Newton’s appeal here is that he’s speaking like a player who has lived the consequences of poor development and unstable systems. He’s not arguing from film room diagrams. He’s arguing from survival in the league, where your career can turn on whether the staff believes in you enough to give you reps and let you fail forward.
When Newton says “that’s literally the job,” it lands because it cuts through complexity. Coaches are paid to build. If the build never happens, the questions don’t go away.
The Larger NFL Question: When Does “Context” Stop Being an Excuse?
Zoom out, and this is bigger than any one coach or analyst. The modern NFL is wrestling with an ongoing tension: how much responsibility belongs to the quarterback, and how much belongs to the infrastructure around him?
Teams draft quarterbacks high, expect instant results, and then change coordinators, head coaches, and systems when things wobble. Coaches want time and stability; front offices want wins and proof. Media voices split the difference, often leaning on scheme talk to explain why results don’t match expectations.
Newton’s argument is that the buck has to stop somewhere.

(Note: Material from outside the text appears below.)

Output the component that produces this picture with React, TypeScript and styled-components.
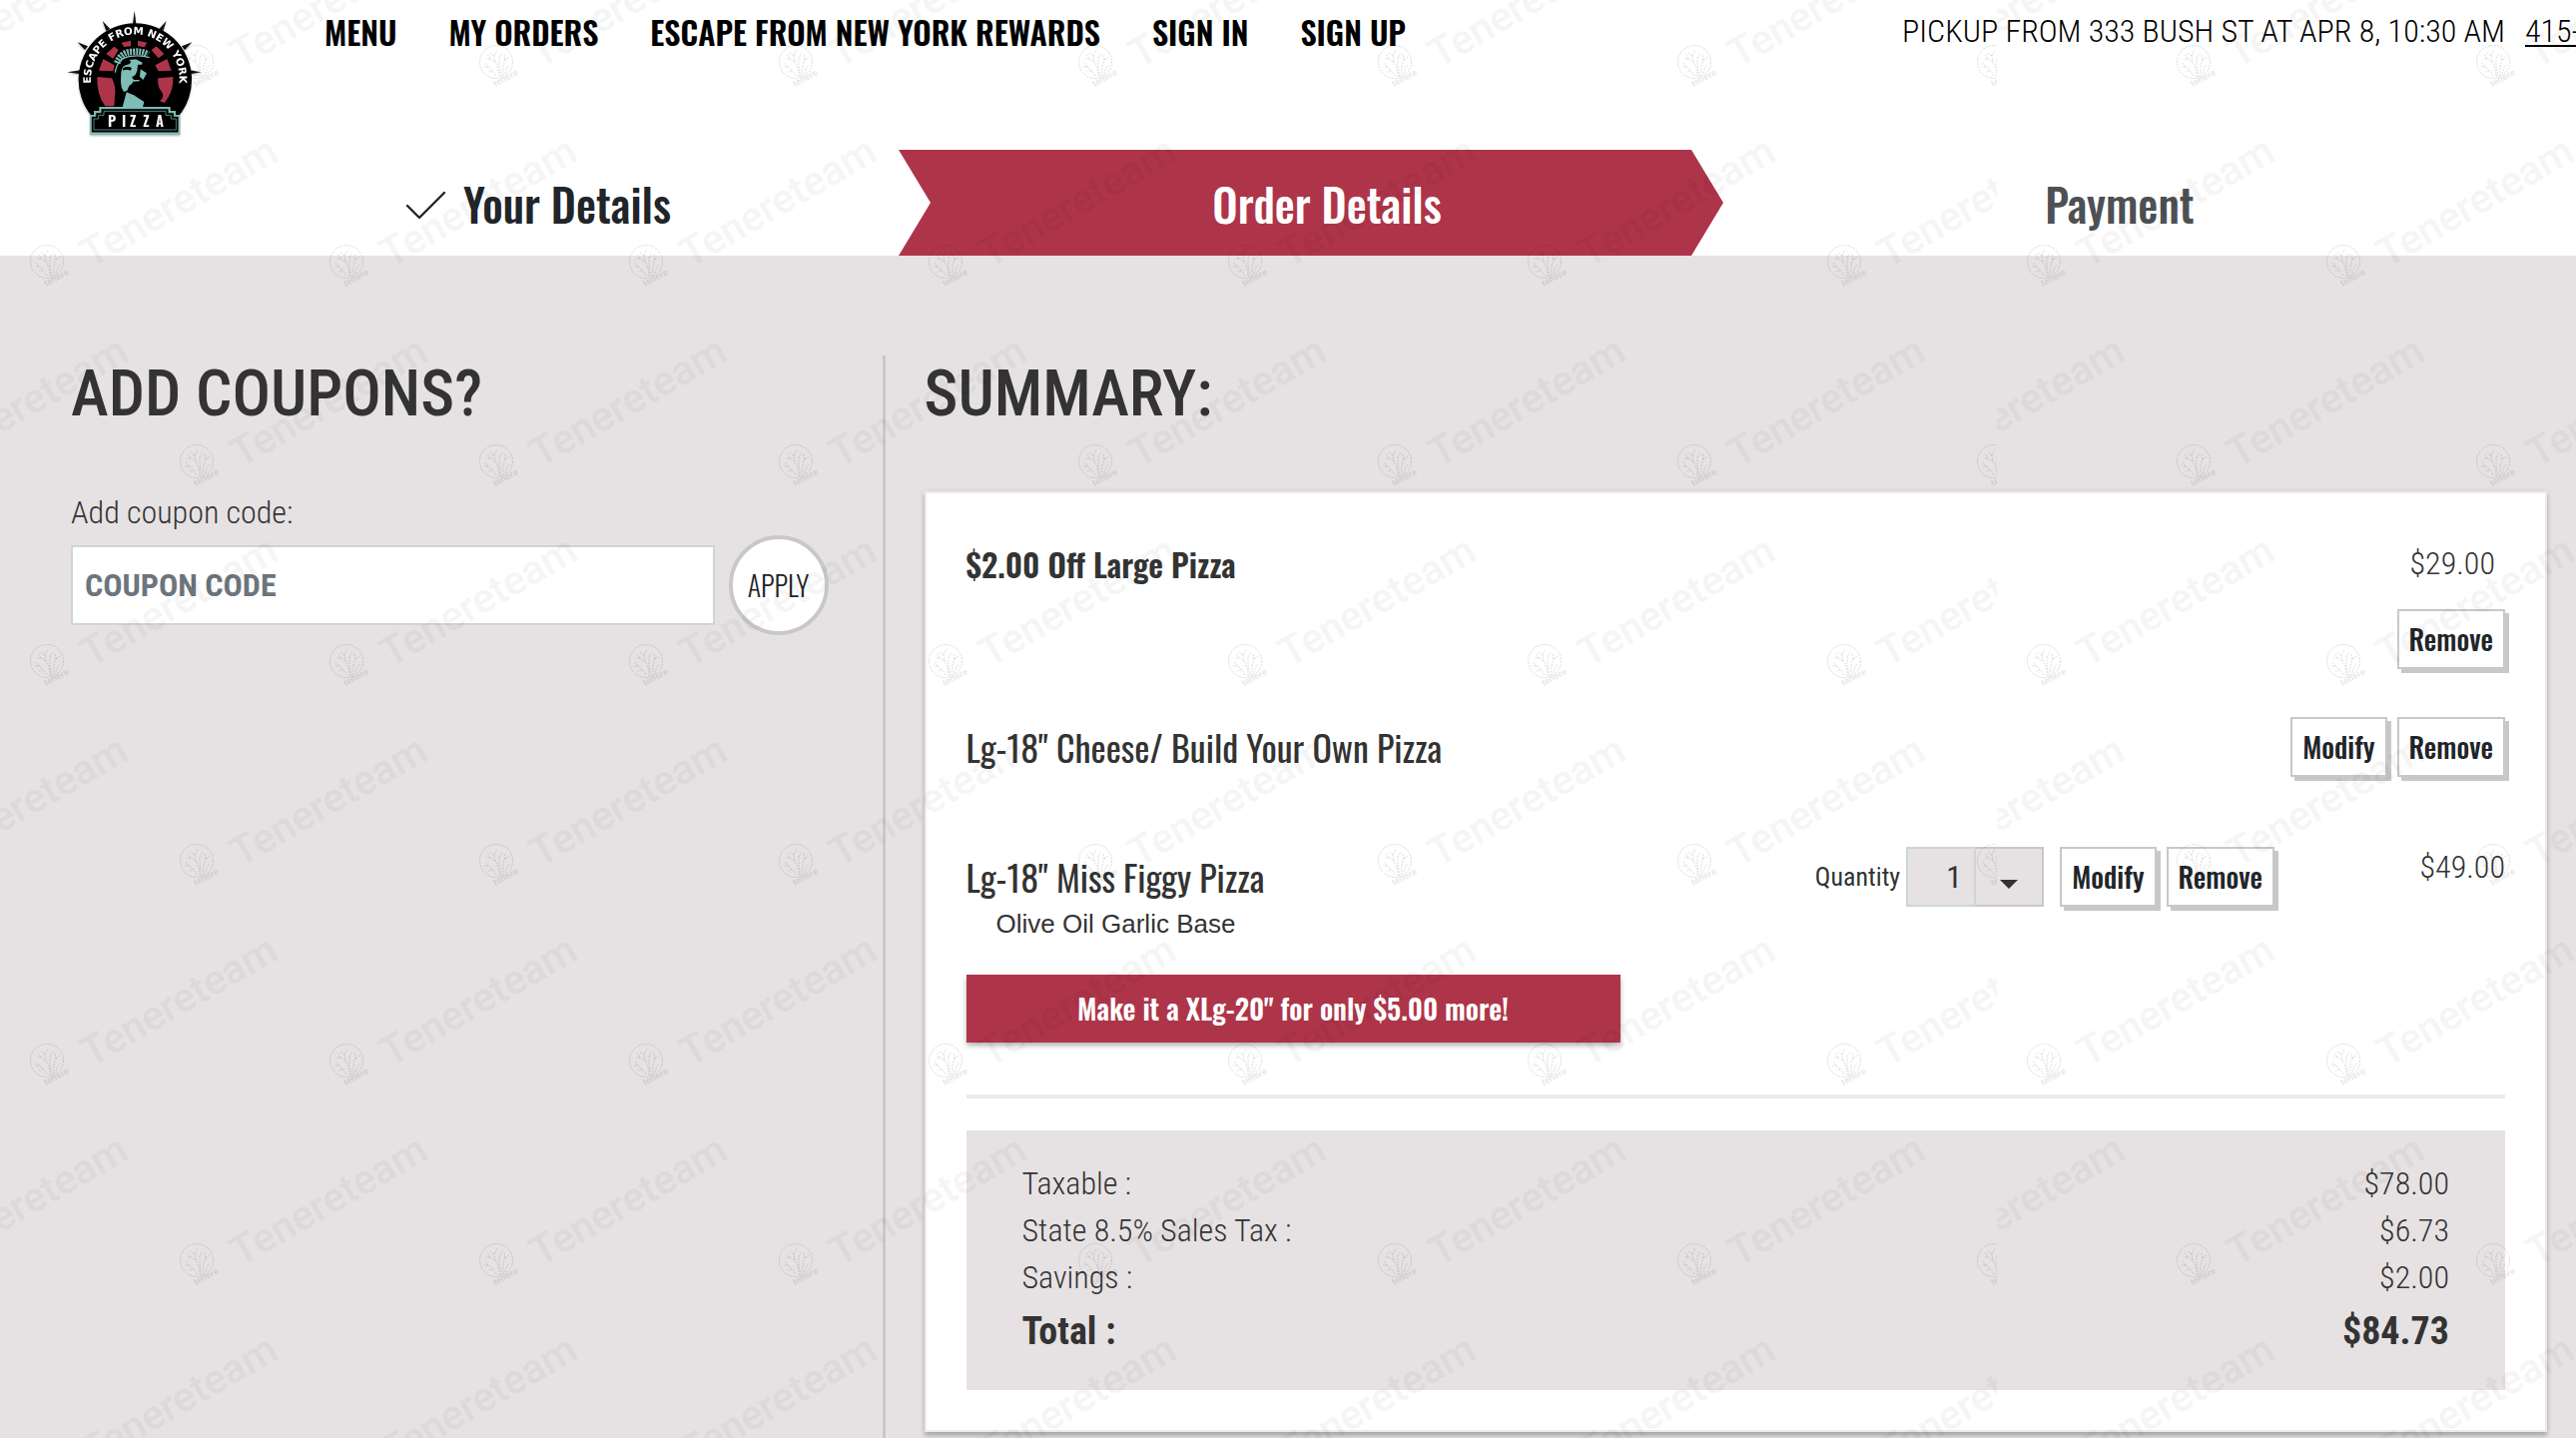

If a head coach sits at the top of the structure, then repeated quarterback instability isn’t just bad luck. It’s organizational failure, and the head coach is the face of it.
What Happens Next: Orlovsky’s Defense, Stefanski’s Reputation, and Cleveland’s QB Future
This dispute isn’t ending because it taps into something the league is obsessed with: accountability. Orlovsky’s position will continue to appeal to people who believe coaching evaluation requires nuance and context. Newton’s position will continue to resonate with players and fans who believe the quarterback story is the ultimate scoreboard for offensive leadership.
As for Cleveland, the core issue remains what it always is: finding the quarterback and building a stable plan around him. Because no matter how hot the debate gets on television or online, the league only respects one kind of rebuttal.
A functional quarterback room. Sustained wins. And a system that doesn’t need excuses.